Search

A masterclass in XSLT and yet more Poor Man's Pipeline (POMP?)

More fiddling with my little pipeline framework this morning, this time to add a simple path operator. The initial application was to pull a table from a wikipedia page:

WWII Casualties extracted

For later processing, this HTML table needs to be cleaned up to plain XML with element names taken from the heading.  I habitually write this kind of generic transformation in XQuery, but that doesn't play so well with the pipeline architecture. XSLT would fit better but I wasn't quite sure how to write this generalised transformation. My plea for help via Twitter elicted an early morning masterclass in XSLT from @JeniT and @AlainCouthures (thanks again folks, I'm really touched). Here is Jeni's work.

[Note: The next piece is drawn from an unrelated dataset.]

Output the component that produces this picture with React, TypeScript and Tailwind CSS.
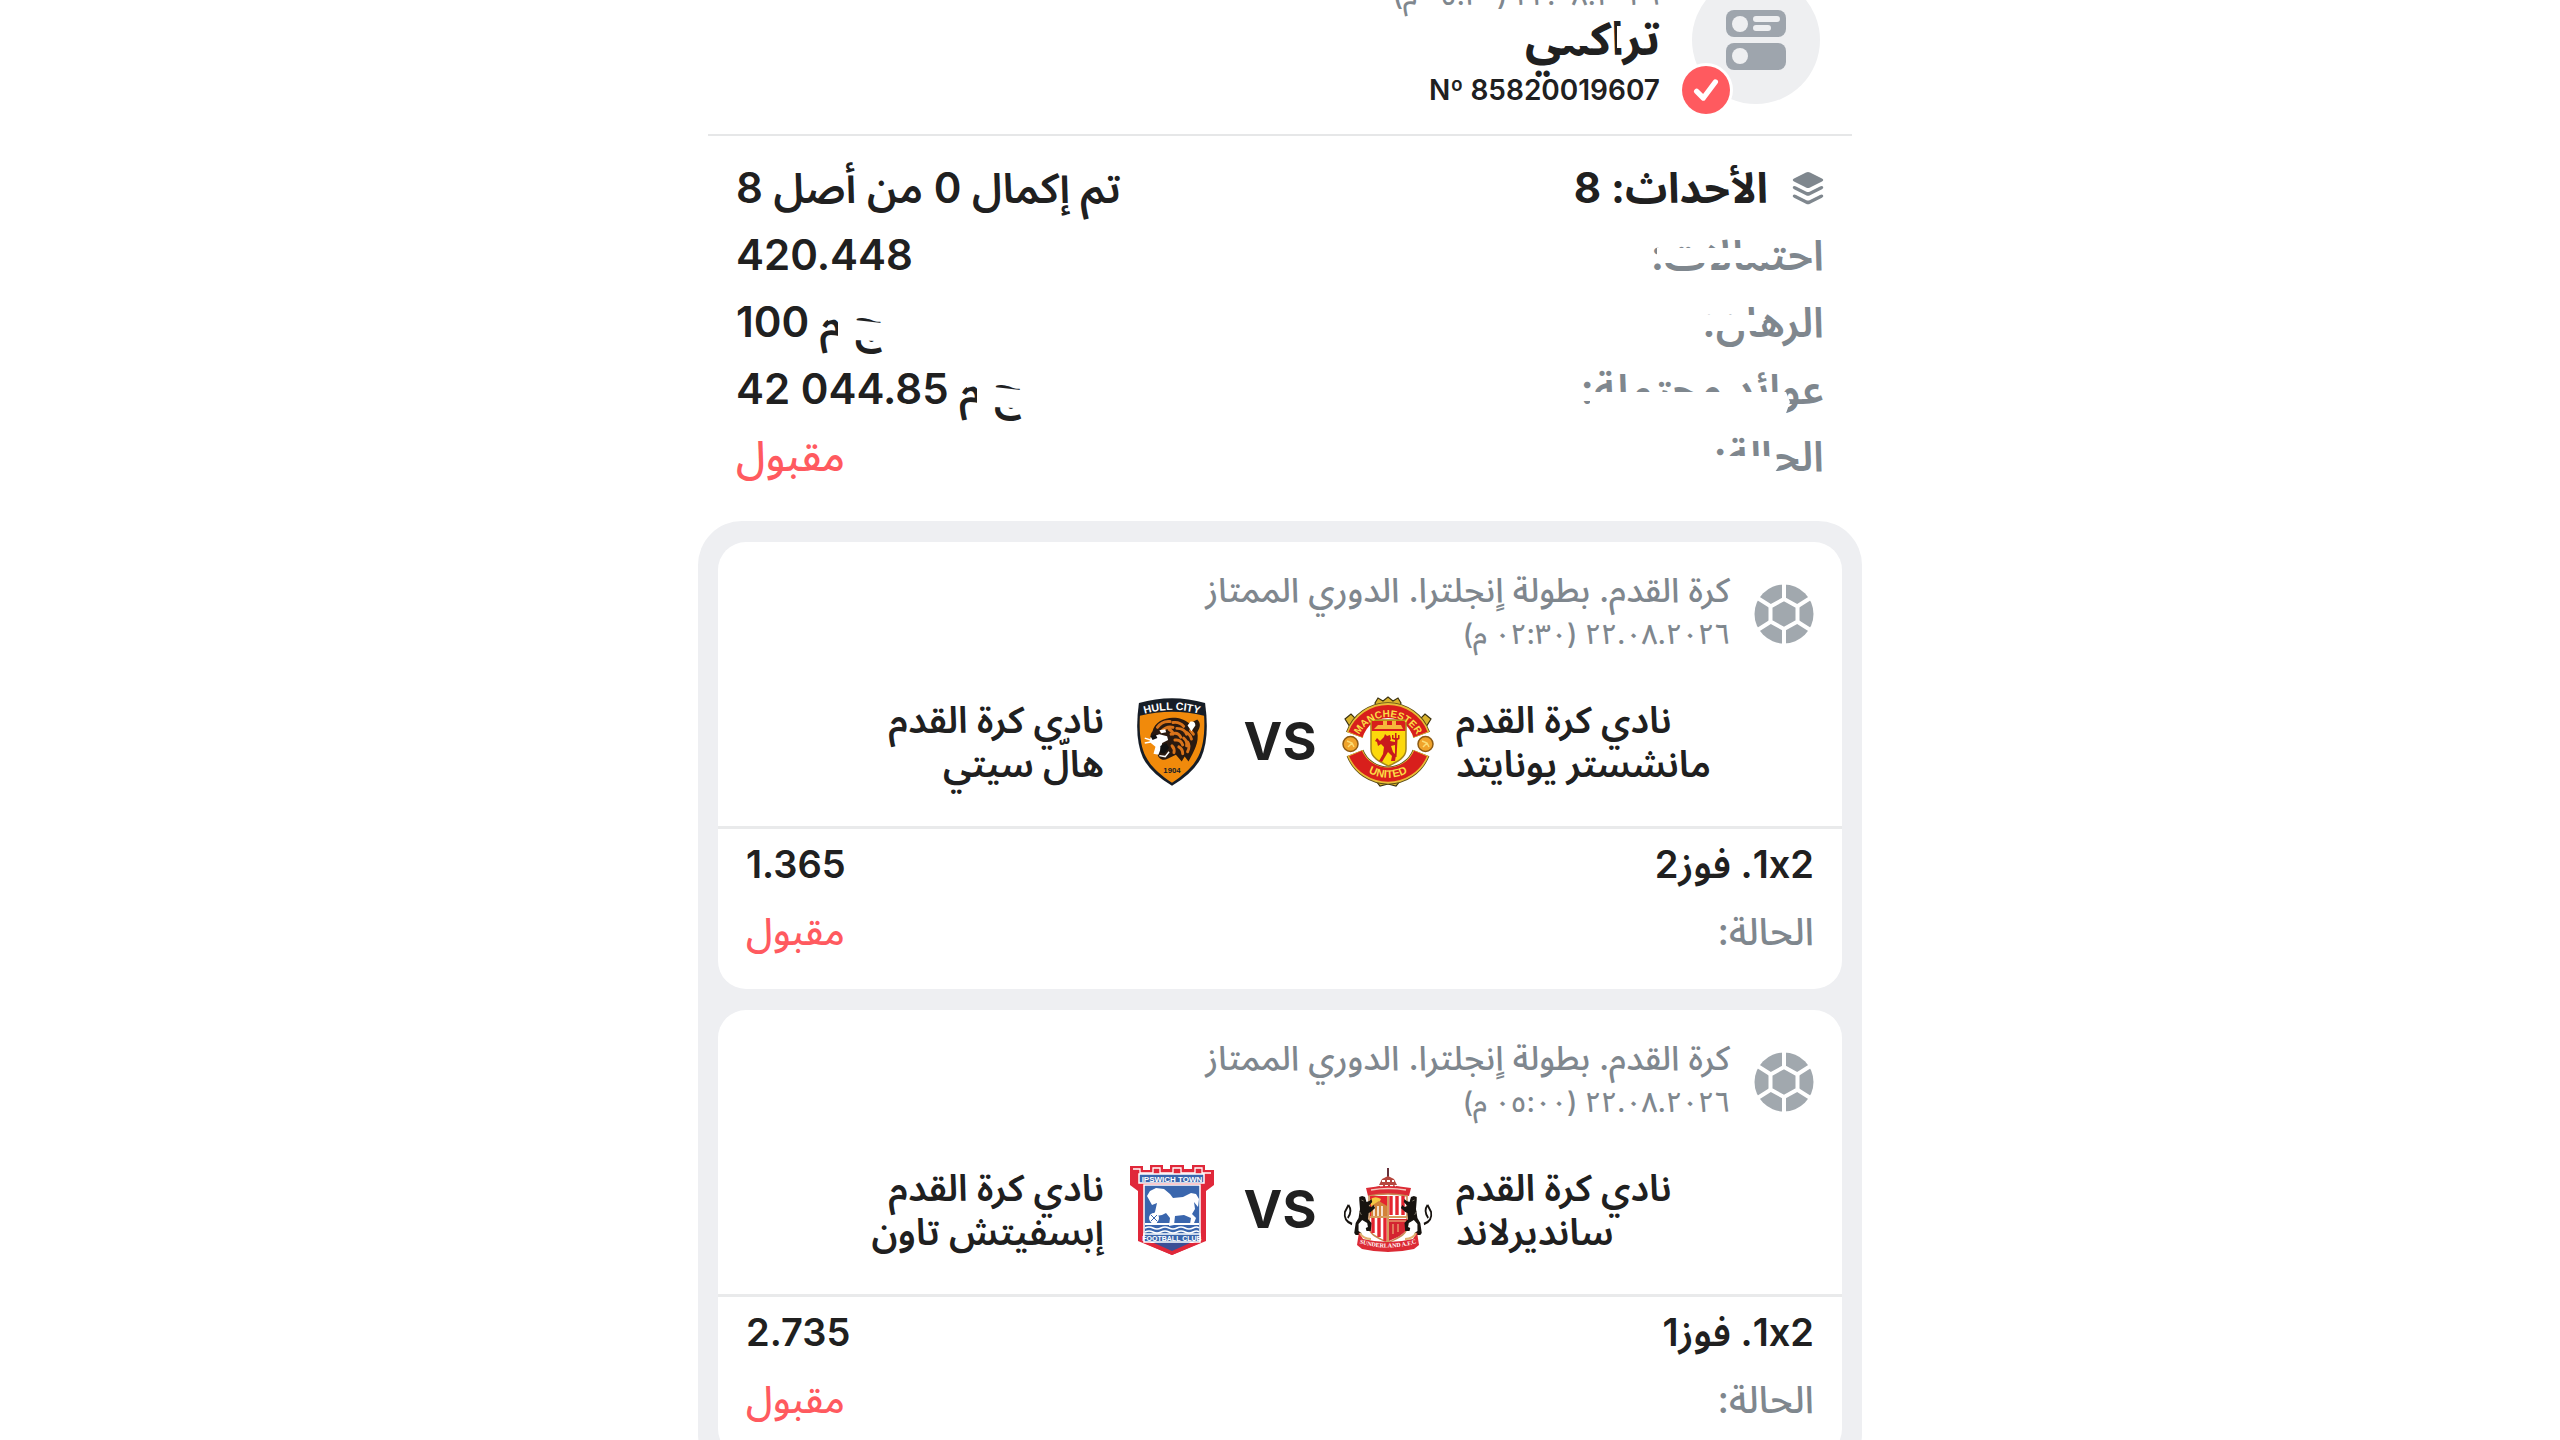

In the end I used a simpler transformation with numbered column headings. Adding that step I can now get the XML - its messy because theWikipedia tables have complex cells so the XSLT needs to be specialised for scrapping:

WWII Casualties as XML

Now to write the next transform to a visualization. Another XSLT subsets the table to get just the British Imperial Forces casualties and create the graph XML, and finally  the transformation to a pie chart using Jan's XSLT.

The pipeline can be run from the location line for testing and then embedded in a generated page:

WWI Casualties as HTML

Next job is to create a pipeline editor which will make it easier to view the stylesheets and the intermediate documents.